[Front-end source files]
################
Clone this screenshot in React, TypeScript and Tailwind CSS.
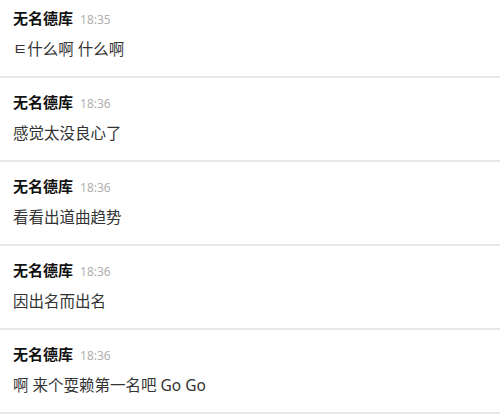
import React from "react";

interface Msg {
  name: string;
  time: string;
  text: string;
}

const messages: Msg[] = [
  { name: "无名德库", time: "18:35", text: "ㅌ什么啊 什么啊" },
  { name: "无名德库", time: "18:36", text: "感觉太没良心了" },
  { name: "无名德库", time: "18:36", text: "看看出道曲趋势" },
  { name: "无名德库", time: "18:36", text: "因出名而出名" },
  { name: "无名德库", time: "18:36", text: "啊 来个耍赖第一名吧 Go Go" },
];

const MessageRow: React.FC<{ msg: Msg }> = ({ msg }) => {
  return (
    <div className="px-[13px] pt-[14px] pb-4 border-b-2 border-[#e8e8e8]">
      <div className="flex items-baseline gap-[7px] h-5 leading-5">
        <span className="text-[15px] font-bold text-[#111]">{msg.name}</span>
        <span className="text-[12px] text-[#b0b0b0]">{msg.time}</span>
      </div>
      <div className="mt-[10px] h-[22px] leading-[22px] text-[15.5px] text-[#333]">{msg.text}</div>
    </div>
  );
};

export default function App() {
  return (
    <div
      className="w-[500px] h-[417px] overflow-hidden bg-white"
      style={{ fontFamily: '"Noto Sans", "Noto Sans CJK SC", sans-serif' }}
    >
      <div className="-mt-1.5">
        {messages.map((m, i) => (
          <MessageRow key={i} msg={m} />
        ))}
      </div>
    </div>
  );
}
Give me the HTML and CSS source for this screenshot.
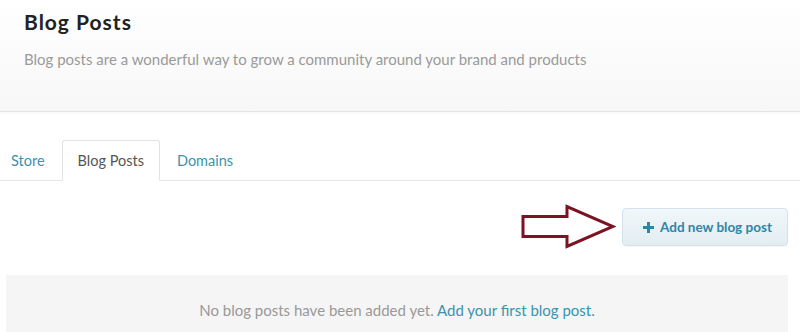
FILE: index.html
```html
<!DOCTYPE html>
<html lang="en">
<head>
  <meta charset="utf-8">
  <meta name="viewport" content="width=device-width">
  <title>Blog Posts</title>
  <link rel="stylesheet" href="styles.css">
</head>
<body>
  <!-- Page header -->
  <header class="page-header">
    <h1>Blog Posts</h1>
    <p>Blog posts are a wonderful way to grow a community around your brand and products</p>
  </header>

  <!-- Tabs -->
  <ul class="tabs">
    <li><a href="#">Store</a></li>
    <li class="active"><a href="#">Blog Posts</a></li>
    <li><a href="#">Domains</a></li>
  </ul>

  <div class="content">
    <div class="actions">
      <!-- annotation arrow -->
      <svg class="arrow" width="96" height="46" viewBox="0 0 96 46">
        <path d="M3 12.5 H47 V2.5 L93 22.5 L47 42.5 V32.5 H3 Z" fill="none" stroke="#7a1424" stroke-width="3" stroke-linejoin="miter"/>
      </svg>
      <button class="add-button">
        <svg width="11" height="11" viewBox="0 0 11 11">
          <path d="M4 0 H7 V4 H11 V7 H7 V11 H4 V7 H0 V4 H4 Z" fill="#2d86a8"/>
        </svg>
        Add new blog post
      </button>
    </div>

    <div class="empty">
      No blog posts have been added yet. <a href="#">Add your first blog post.</a>
    </div>
  </div>
</body>
</html>
```

FILE: styles.css
```css
/* Reset */
* {
  margin: 0;
  padding: 0;
  box-sizing: border-box;
}

body {
  font-family: Lato, 'Open Sans', sans-serif;
  color: #555;
  background: #fff;
}

a {
  color: #3b93ad;
  text-decoration: none;
}

/* Header */
.page-header {
  height: 112px;
  padding: 9px 24px 0;
  background: linear-gradient(to bottom, #ffffff, #f7f7f7);
  border-bottom: 1px solid #e4e4e4;
  box-shadow: 0 1px 2px rgba(0, 0, 0, 0.03);
}

.page-header h1 {
  font-size: 21px;
  line-height: 26px;
  font-weight: bold;
  letter-spacing: 1px;
  color: #222;
}

.page-header p {
  margin-top: 14px;
  font-size: 15px;
  line-height: 20px;
  color: #9a9a9a;
}

/* Tabs */
.tabs {
  list-style: none;
  display: flex;
  gap: 1px;
  margin-top: 28px;
  padding-left: 0;
  border-bottom: 1px solid #e6e6e6;
}

.tabs li {
  margin-bottom: -1px;
}

.tabs li:first-child {
  margin-left: -5px;
}

.tabs a {
  display: block;
  height: 41px;
  line-height: 39px;
  padding: 0 15px;
  font-size: 14.5px;
  border: 1px solid transparent;
  border-radius: 3px 3px 0 0;
}

.tabs .active a {
  color: #555;
  background: #fff;
  border-color: #e2e2e2;
  border-bottom-color: #fff;
}

/* Content */
.content {
  padding: 27px 12px 0 6px;
}

.actions {
  display: flex;
  justify-content: flex-end;
  align-items: center;
  gap: 6px;
}

.arrow {
  margin: -4px 0;
}

.add-button {
  display: flex;
  align-items: center;
  gap: 6px;
  width: 166px;
  height: 38px;
  padding-left: 20px;
  font-family: Lato, 'Open Sans', sans-serif;
  font-size: 13.5px;
  font-weight: bold;
  color: #2d86a8;
  background: linear-gradient(to bottom, #f1f7fa, #e2edf2);
  border: 1px solid #d3e2ea;
  border-radius: 4px;
  box-shadow: 0 1px 1px rgba(0, 0, 0, 0.04);
  cursor: pointer;
}

.empty {
  margin-top: 29px;
  height: 70px;
  padding-top: 26px;
  text-align: center;
  font-size: 15px;
  color: #999;
  background: #f5f5f5;
}
```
################
> **WRITTEN EXERCISE**:
Retype each entry precisely. Skip images entirely.

> **RESULT OF THIS EXERCISE**:
Clone this screenshot in React, TypeScript and Tailwind CSS.
import React from "react";

interface Msg {
  name: string;
  time: string;
  text: string;
}

const messages: Msg[] = [
  { name: "无名德库", time: "18:35", text: "ㅌ什么啊 什么啊" },
  { name: "无名德库", time: "18:36", text: "感觉太没良心了" },
  { name: "无名德库", time: "18:36", text: "看看出道曲趋势" },
  { name: "无名德库", time: "18:36", text: "因出名而出名" },
  { name: "无名德库", time: "18:36", text: "啊 来个耍赖第一名吧 Go Go" },
];

const MessageRow: React.FC<{ msg: Msg }> = ({ msg }) => {
  return (
    <div className="px-[13px] pt-[14px] pb-4 border-b-2 border-[#e8e8e8]">
      <div className="flex items-baseline gap-[7px] h-5 leading-5">
        <span className="text-[15px] font-bold text-[#111]">{msg.name}</span>
        <span className="text-[12px] text-[#b0b0b0]">{msg.time}</span>
      </div>
      <div className="mt-[10px] h-[22px] leading-[22px] text-[15.5px] text-[#333]">{msg.text}</div>
    </div>
  );
};

export default function App() {
  return (
    <div
      className="w-[500px] h-[417px] overflow-hidden bg-white"
      style={{ fontFamily: '"Noto Sans", "Noto Sans CJK SC", sans-serif' }}
    >
      <div className="-mt-1.5">
        {messages.map((m, i) => (
          <MessageRow key={i} msg={m} />
        ))}
      </div>
    </div>
  );
}
Give me the HTML and CSS source for this screenshot.
FILE: index.html
```html
<!DOCTYPE html>
<html lang="en">
<head>
  <meta charset="utf-8">
  <meta name="viewport" content="width=device-width">
  <title>Blog Posts</title>
  <link rel="stylesheet" href="styles.css">
</head>
<body>
  <!-- Page header -->
  <header class="page-header">
    <h1>Blog Posts</h1>
    <p>Blog posts are a wonderful way to grow a community around your brand and products</p>
  </header>

  <!-- Tabs -->
  <ul class="tabs">
    <li><a href="#">Store</a></li>
    <li class="active"><a href="#">Blog Posts</a></li>
    <li><a href="#">Domains</a></li>
  </ul>

  <div class="content">
    <div class="actions">
      <!-- annotation arrow -->
      <svg class="arrow" width="96" height="46" viewBox="0 0 96 46">
        <path d="M3 12.5 H47 V2.5 L93 22.5 L47 42.5 V32.5 H3 Z" fill="none" stroke="#7a1424" stroke-width="3" stroke-linejoin="miter"/>
      </svg>
      <button class="add-button">
        <svg width="11" height="11" viewBox="0 0 11 11">
          <path d="M4 0 H7 V4 H11 V7 H7 V11 H4 V7 H0 V4 H4 Z" fill="#2d86a8"/>
        </svg>
        Add new blog post
      </button>
    </div>

    <div class="empty">
      No blog posts have been added yet. <a href="#">Add your first blog post.</a>
    </div>
  </div>
</body>
</html>
```

FILE: styles.css
```css
/* Reset */
* {
  margin: 0;
  padding: 0;
  box-sizing: border-box;
}

body {
  font-family: Lato, 'Open Sans', sans-serif;
  color: #555;
  background: #fff;
}

a {
  color: #3b93ad;
  text-decoration: none;
}

/* Header */
.page-header {
  height: 112px;
  padding: 9px 24px 0;
  background: linear-gradient(to bottom, #ffffff, #f7f7f7);
  border-bottom: 1px solid #e4e4e4;
  box-shadow: 0 1px 2px rgba(0, 0, 0, 0.03);
}

.page-header h1 {
  font-size: 21px;
  line-height: 26px;
  font-weight: bold;
  letter-spacing: 1px;
  color: #222;
}

.page-header p {
  margin-top: 14px;
  font-size: 15px;
  line-height: 20px;
  color: #9a9a9a;
}

/* Tabs */
.tabs {
  list-style: none;
  display: flex;
  gap: 1px;
  margin-top: 28px;
  padding-left: 0;
  border-bottom: 1px solid #e6e6e6;
}

.tabs li {
  margin-bottom: -1px;
}

.tabs li:first-child {
  margin-left: -5px;
}

.tabs a {
  display: block;
  height: 41px;
  line-height: 39px;
  padding: 0 15px;
  font-size: 14.5px;
  border: 1px solid transparent;
  border-radius: 3px 3px 0 0;
}

.tabs .active a {
  color: #555;
  background: #fff;
  border-color: #e2e2e2;
  border-bottom-color: #fff;
}

/* Content */
.content {
  padding: 27px 12px 0 6px;
}

.actions {
  display: flex;
  justify-content: flex-end;
  align-items: center;
  gap: 6px;
}

.arrow {
  margin: -4px 0;
}

.add-button {
  display: flex;
  align-items: center;
  gap: 6px;
  width: 166px;
  height: 38px;
  padding-left: 20px;
  font-family: Lato, 'Open Sans', sans-serif;
  font-size: 13.5px;
  font-weight: bold;
  color: #2d86a8;
  background: linear-gradient(to bottom, #f1f7fa, #e2edf2);
  border: 1px solid #d3e2ea;
  border-radius: 4px;
  box-shadow: 0 1px 1px rgba(0, 0, 0, 0.04);
  cursor: pointer;
}

.empty {
  margin-top: 29px;
  height: 70px;
  padding-top: 26px;
  text-align: center;
  font-size: 15px;
  color: #999;
  background: #f5f5f5;
}
```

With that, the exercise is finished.